Classical charged particle models derived from complex shift methods

Extended charged objects embedded in complex space-time are proposed using the double-copy or complex shift method. Most of the objects studied are 3D bosonic strings in different shapes. The most detailed case studied is a static charged open bosonic string. It is found that this can be interpreted purely electromagnetically. It exhibits the same relation between charge, mass, angular momentum, and magnetic moment as the Dirac equation and the Kerr-Newman metric. The spin of the particle is purely electromagnetic, as is the mass. A gyromagnetic ratio of 2 is obtained. The fields in this case are multi-valued, and the singular part of the fields can be arranged to be on an unphysical Riemann sheet with judicious selection of Riemann cut surfaces. The calculations of mass and angular momentum are done numerically using multi-precision algorithms. The mass calculation agrees with the measured electron mass to an accuracy of about 3 electron volts.

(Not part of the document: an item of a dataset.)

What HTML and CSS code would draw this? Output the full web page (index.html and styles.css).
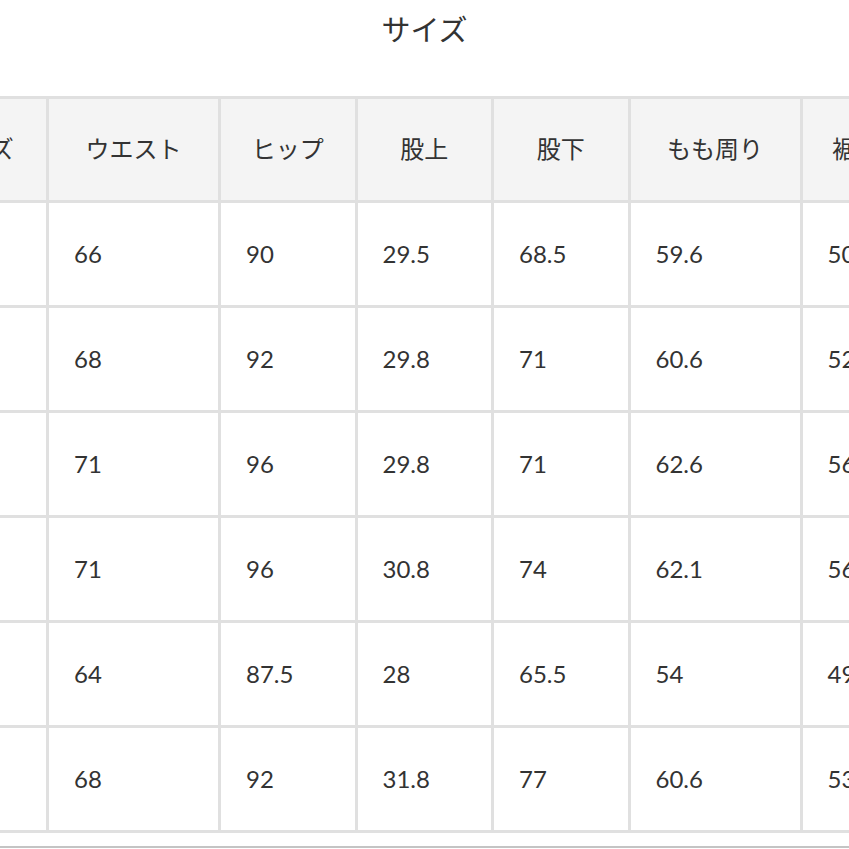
FILE: index.html
```html
<!DOCTYPE html>
<html lang="ja">
<head>
<meta charset="utf-8">
<link rel="stylesheet" href="styles.css">
</head>
<body>
<div class="page">
  <h1 class="title">サイズ</h1>
  <div class="table-wrap">
    <table class="size-table">
      <colgroup>
        <col class="c-size">
        <col class="c-wide">
        <col class="c-mid">
        <col class="c-mid">
        <col class="c-mid">
        <col class="c-wide">
        <col class="c-last">
      </colgroup>
      <thead>
        <tr>
          <th>サイズ</th><th>ウエスト</th><th>ヒップ</th><th>股上</th><th>股下</th><th>もも周り</th><th>裾幅</th>
        </tr>
      </thead>
      <tbody>
        <tr><td>XS</td><td>66</td><td>90</td><td>29.5</td><td>68.5</td><td>59.6</td><td>50</td></tr>
        <tr><td>S</td><td>68</td><td>92</td><td>29.8</td><td>71</td><td>60.6</td><td>52</td></tr>
        <tr><td>M</td><td>71</td><td>96</td><td>29.8</td><td>71</td><td>62.6</td><td>56</td></tr>
        <tr><td>L</td><td>71</td><td>96</td><td>30.8</td><td>74</td><td>62.1</td><td>56</td></tr>
        <tr><td>XL</td><td>64</td><td>87.5</td><td>28</td><td>65.5</td><td>54</td><td>49</td></tr>
        <tr><td>XXL</td><td>68</td><td>92</td><td>31.8</td><td>77</td><td>60.6</td><td>53</td></tr>
      </tbody>
    </table>
  </div>
  <div class="bottom-rule"></div>
</div>
</body>
</html>
```

FILE: styles.css
```css
html, body {
  margin: 0;
  padding: 0;
  background: #ffffff;
}

body {
  font-family: Lato, "Noto Sans CJK JP", sans-serif;
  color: #333333;
}

.page {
  width: 849px;
  height: 849px;
  overflow: hidden;
  position: relative;
}

.title {
  margin: 9px 0 0 0;
  font-size: 29px;
  font-weight: 400;
  line-height: 42px;
  text-align: center;
  color: #333333;
}

.table-wrap {
  margin-top: 45px;
  margin-left: -93px;
  width: 1100px;
}

.size-table {
  border-collapse: collapse;
  table-layout: fixed;
  width: 1002px;
}

.c-size { width: 139px; }
.c-wide { width: 172px; }
.c-mid { width: 136.5px; }
.c-last { width: 110px; }

.size-table th,
.size-table td {
  border: 3px solid #e0e0e0;
  font-size: 24px;
  font-weight: 400;
  color: #333333;
  padding: 0;
  white-space: nowrap;
  overflow: hidden;
}

.size-table th {
  background: #f4f4f4;
  text-align: center;
  height: 97px;
  padding-bottom: 4px;
}

.size-table td {
  background: #ffffff;
  text-align: left;
  padding-left: 25px;
  height: 100px;
  padding-bottom: 2px;
}

.bottom-rule {
  margin-top: 13px;
  height: 2px;
  background: #c4c4c4;
}
```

Particles for knotted or linked strings in 3 space dimensions are also proposed, and these inherit the topological invariants of the knot or link they are based on. A liquid drop model with complex shift is also discussed.

The multi-valued behavior of the solutions, related to that of the Kerr-Newman metric, can be thought of as the origin of the Einstein-Rosen bridge, and the conjectures that this is the origin of quantum entanglement, ER=EPR, is therefore supported in this theory. So we have here a classical theory which has some properties of quantum mechanics. Hopefully it can offer a new phenomenological application of string theory as a semiclassical model for elementary particles, nuclei, and solitons in condensed matter, fluids, and gases.